● WHAT IS REQUIRED: Reproduce each line of the material exactly, minus any picture.
------------
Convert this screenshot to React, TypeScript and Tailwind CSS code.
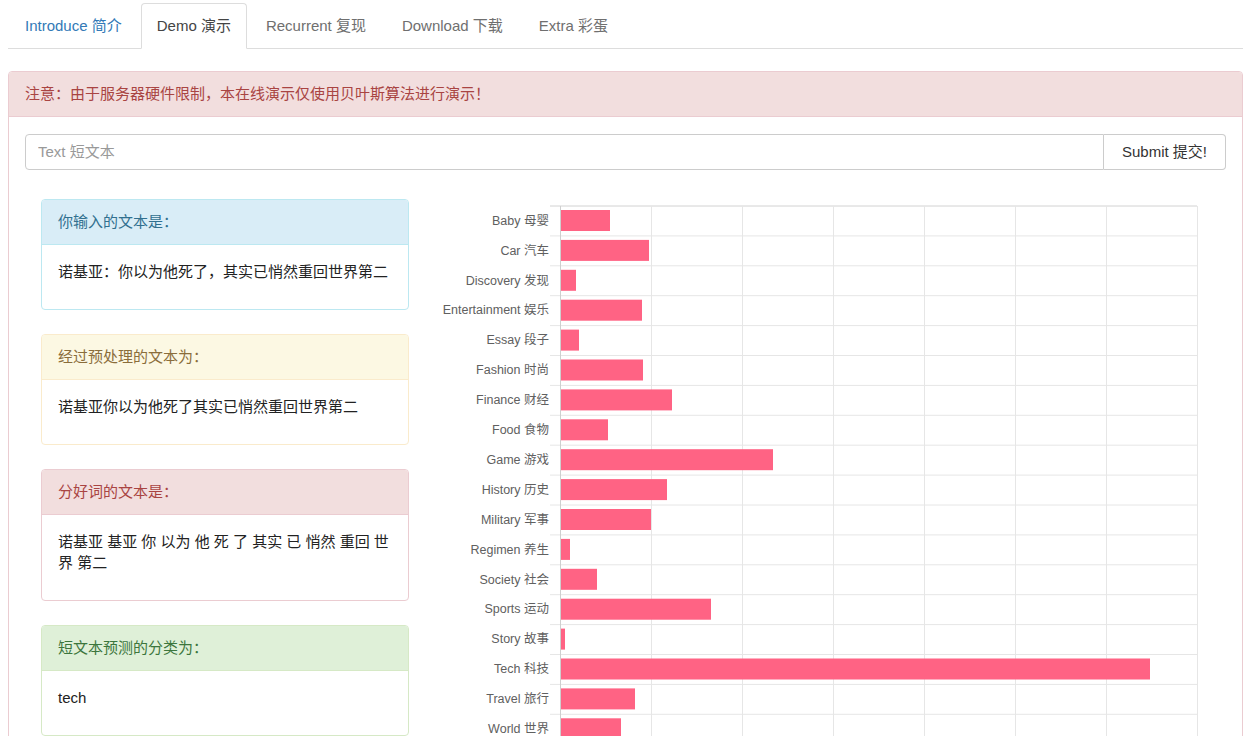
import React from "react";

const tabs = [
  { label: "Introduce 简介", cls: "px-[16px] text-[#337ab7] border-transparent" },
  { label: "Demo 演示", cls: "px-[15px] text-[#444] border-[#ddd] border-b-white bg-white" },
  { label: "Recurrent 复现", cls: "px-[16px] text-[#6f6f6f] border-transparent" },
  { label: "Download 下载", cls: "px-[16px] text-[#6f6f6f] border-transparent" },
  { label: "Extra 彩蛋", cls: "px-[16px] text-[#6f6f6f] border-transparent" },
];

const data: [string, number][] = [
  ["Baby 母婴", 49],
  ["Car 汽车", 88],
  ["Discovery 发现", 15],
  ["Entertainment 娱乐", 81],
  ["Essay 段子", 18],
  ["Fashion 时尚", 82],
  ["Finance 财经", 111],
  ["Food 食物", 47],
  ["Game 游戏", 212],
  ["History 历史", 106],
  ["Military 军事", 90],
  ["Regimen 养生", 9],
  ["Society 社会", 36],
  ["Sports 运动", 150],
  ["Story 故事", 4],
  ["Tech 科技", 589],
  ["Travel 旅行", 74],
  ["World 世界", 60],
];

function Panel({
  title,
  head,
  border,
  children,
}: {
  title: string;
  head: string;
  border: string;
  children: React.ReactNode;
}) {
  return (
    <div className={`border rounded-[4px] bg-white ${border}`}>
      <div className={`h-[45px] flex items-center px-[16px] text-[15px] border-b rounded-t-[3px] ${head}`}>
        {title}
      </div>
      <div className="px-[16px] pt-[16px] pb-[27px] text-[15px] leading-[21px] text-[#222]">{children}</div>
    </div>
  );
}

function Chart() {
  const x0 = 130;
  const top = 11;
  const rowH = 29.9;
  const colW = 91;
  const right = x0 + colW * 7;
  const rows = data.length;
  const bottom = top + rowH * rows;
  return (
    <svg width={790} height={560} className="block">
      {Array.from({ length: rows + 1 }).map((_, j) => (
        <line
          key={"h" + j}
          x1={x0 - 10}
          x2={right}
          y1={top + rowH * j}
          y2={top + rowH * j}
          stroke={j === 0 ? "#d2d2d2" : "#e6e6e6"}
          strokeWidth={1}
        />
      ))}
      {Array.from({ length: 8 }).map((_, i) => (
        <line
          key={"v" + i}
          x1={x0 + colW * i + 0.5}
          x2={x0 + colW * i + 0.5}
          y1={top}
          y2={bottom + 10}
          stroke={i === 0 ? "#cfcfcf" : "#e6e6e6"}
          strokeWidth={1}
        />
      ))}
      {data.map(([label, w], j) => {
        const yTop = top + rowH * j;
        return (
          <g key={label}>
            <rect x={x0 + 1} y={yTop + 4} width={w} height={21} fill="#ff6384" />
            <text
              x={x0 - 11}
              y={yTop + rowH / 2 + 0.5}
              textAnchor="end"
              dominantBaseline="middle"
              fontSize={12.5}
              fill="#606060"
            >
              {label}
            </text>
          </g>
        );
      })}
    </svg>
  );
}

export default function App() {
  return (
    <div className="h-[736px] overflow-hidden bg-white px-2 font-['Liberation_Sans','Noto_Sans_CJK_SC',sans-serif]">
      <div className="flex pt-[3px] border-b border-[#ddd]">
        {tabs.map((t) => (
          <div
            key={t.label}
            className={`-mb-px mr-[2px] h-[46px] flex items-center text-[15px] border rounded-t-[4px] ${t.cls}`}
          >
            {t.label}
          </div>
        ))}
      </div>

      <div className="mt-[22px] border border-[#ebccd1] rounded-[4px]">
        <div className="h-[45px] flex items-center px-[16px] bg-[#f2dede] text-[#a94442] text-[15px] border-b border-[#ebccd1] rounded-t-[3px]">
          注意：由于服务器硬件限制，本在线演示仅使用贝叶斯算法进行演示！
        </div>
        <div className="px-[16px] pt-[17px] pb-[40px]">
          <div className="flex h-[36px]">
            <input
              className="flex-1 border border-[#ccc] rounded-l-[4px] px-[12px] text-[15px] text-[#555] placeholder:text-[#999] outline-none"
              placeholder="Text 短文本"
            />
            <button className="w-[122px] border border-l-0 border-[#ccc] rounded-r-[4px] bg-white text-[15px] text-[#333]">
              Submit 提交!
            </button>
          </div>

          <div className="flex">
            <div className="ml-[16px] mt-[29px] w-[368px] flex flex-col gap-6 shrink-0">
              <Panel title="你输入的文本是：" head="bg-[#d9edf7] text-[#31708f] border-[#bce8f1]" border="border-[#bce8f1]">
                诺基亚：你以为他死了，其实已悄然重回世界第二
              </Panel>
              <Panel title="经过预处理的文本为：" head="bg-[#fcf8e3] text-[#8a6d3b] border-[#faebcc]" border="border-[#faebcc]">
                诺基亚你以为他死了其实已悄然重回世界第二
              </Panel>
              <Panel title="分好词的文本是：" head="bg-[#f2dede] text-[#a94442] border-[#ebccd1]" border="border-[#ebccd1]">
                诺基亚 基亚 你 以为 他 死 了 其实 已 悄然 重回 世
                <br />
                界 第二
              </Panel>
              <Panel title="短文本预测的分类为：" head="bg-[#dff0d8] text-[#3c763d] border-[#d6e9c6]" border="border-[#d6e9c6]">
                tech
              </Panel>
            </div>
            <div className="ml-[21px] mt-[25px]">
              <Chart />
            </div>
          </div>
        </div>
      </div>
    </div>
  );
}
------------
● TASK RESPONSE:
Convert this screenshot to React, TypeScript and Tailwind CSS code.
import React from "react";

const tabs = [
  { label: "Introduce 简介", cls: "px-[16px] text-[#337ab7] border-transparent" },
  { label: "Demo 演示", cls: "px-[15px] text-[#444] border-[#ddd] border-b-white bg-white" },
  { label: "Recurrent 复现", cls: "px-[16px] text-[#6f6f6f] border-transparent" },
  { label: "Download 下载", cls: "px-[16px] text-[#6f6f6f] border-transparent" },
  { label: "Extra 彩蛋", cls: "px-[16px] text-[#6f6f6f] border-transparent" },
];

const data: [string, number][] = [
  ["Baby 母婴", 49],
  ["Car 汽车", 88],
  ["Discovery 发现", 15],
  ["Entertainment 娱乐", 81],
  ["Essay 段子", 18],
  ["Fashion 时尚", 82],
  ["Finance 财经", 111],
  ["Food 食物", 47],
  ["Game 游戏", 212],
  ["History 历史", 106],
  ["Military 军事", 90],
  ["Regimen 养生", 9],
  ["Society 社会", 36],
  ["Sports 运动", 150],
  ["Story 故事", 4],
  ["Tech 科技", 589],
  ["Travel 旅行", 74],
  ["World 世界", 60],
];

function Panel({
  title,
  head,
  border,
  children,
}: {
  title: string;
  head: string;
  border: string;
  children: React.ReactNode;
}) {
  return (
    <div className={`border rounded-[4px] bg-white ${border}`}>
      <div className={`h-[45px] flex items-center px-[16px] text-[15px] border-b rounded-t-[3px] ${head}`}>
        {title}
      </div>
      <div className="px-[16px] pt-[16px] pb-[27px] text-[15px] leading-[21px] text-[#222]">{children}</div>
    </div>
  );
}

function Chart() {
  const x0 = 130;
  const top = 11;
  const rowH = 29.9;
  const colW = 91;
  const right = x0 + colW * 7;
  const rows = data.length;
  const bottom = top + rowH * rows;
  return (
    <svg width={790} height={560} className="block">
      {Array.from({ length: rows + 1 }).map((_, j) => (
        <line
          key={"h" + j}
          x1={x0 - 10}
          x2={right}
          y1={top + rowH * j}
          y2={top + rowH * j}
          stroke={j === 0 ? "#d2d2d2" : "#e6e6e6"}
          strokeWidth={1}
        />
      ))}
      {Array.from({ length: 8 }).map((_, i) => (
        <line
          key={"v" + i}
          x1={x0 + colW * i + 0.5}
          x2={x0 + colW * i + 0.5}
          y1={top}
          y2={bottom + 10}
          stroke={i === 0 ? "#cfcfcf" : "#e6e6e6"}
          strokeWidth={1}
        />
      ))}
      {data.map(([label, w], j) => {
        const yTop = top + rowH * j;
        return (
          <g key={label}>
            <rect x={x0 + 1} y={yTop + 4} width={w} height={21} fill="#ff6384" />
            <text
              x={x0 - 11}
              y={yTop + rowH / 2 + 0.5}
              textAnchor="end"
              dominantBaseline="middle"
              fontSize={12.5}
              fill="#606060"
            >
              {label}
            </text>
          </g>
        );
      })}
    </svg>
  );
}

export default function App() {
  return (
    <div className="h-[736px] overflow-hidden bg-white px-2 font-['Liberation_Sans','Noto_Sans_CJK_SC',sans-serif]">
      <div className="flex pt-[3px] border-b border-[#ddd]">
        {tabs.map((t) => (
          <div
            key={t.label}
            className={`-mb-px mr-[2px] h-[46px] flex items-center text-[15px] border rounded-t-[4px] ${t.cls}`}
          >
            {t.label}
          </div>
        ))}
      </div>

      <div className="mt-[22px] border border-[#ebccd1] rounded-[4px]">
        <div className="h-[45px] flex items-center px-[16px] bg-[#f2dede] text-[#a94442] text-[15px] border-b border-[#ebccd1] rounded-t-[3px]">
          注意：由于服务器硬件限制，本在线演示仅使用贝叶斯算法进行演示！
        </div>
        <div className="px-[16px] pt-[17px] pb-[40px]">
          <div className="flex h-[36px]">
            <input
              className="flex-1 border border-[#ccc] rounded-l-[4px] px-[12px] text-[15px] text-[#555] placeholder:text-[#999] outline-none"
              placeholder="Text 短文本"
            />
            <button className="w-[122px] border border-l-0 border-[#ccc] rounded-r-[4px] bg-white text-[15px] text-[#333]">
              Submit 提交!
            </button>
          </div>

          <div className="flex">
            <div className="ml-[16px] mt-[29px] w-[368px] flex flex-col gap-6 shrink-0">
              <Panel title="你输入的文本是：" head="bg-[#d9edf7] text-[#31708f] border-[#bce8f1]" border="border-[#bce8f1]">
                诺基亚：你以为他死了，其实已悄然重回世界第二
              </Panel>
              <Panel title="经过预处理的文本为：" head="bg-[#fcf8e3] text-[#8a6d3b] border-[#faebcc]" border="border-[#faebcc]">
                诺基亚你以为他死了其实已悄然重回世界第二
              </Panel>
              <Panel title="分好词的文本是：" head="bg-[#f2dede] text-[#a94442] border-[#ebccd1]" border="border-[#ebccd1]">
                诺基亚 基亚 你 以为 他 死 了 其实 已 悄然 重回 世
                <br />
                界 第二
              </Panel>
              <Panel title="短文本预测的分类为：" head="bg-[#dff0d8] text-[#3c763d] border-[#d6e9c6]" border="border-[#d6e9c6]">
                tech
              </Panel>
            </div>
            <div className="ml-[21px] mt-[25px]">
              <Chart />
            </div>
          </div>
        </div>
      </div>
    </div>
  );
}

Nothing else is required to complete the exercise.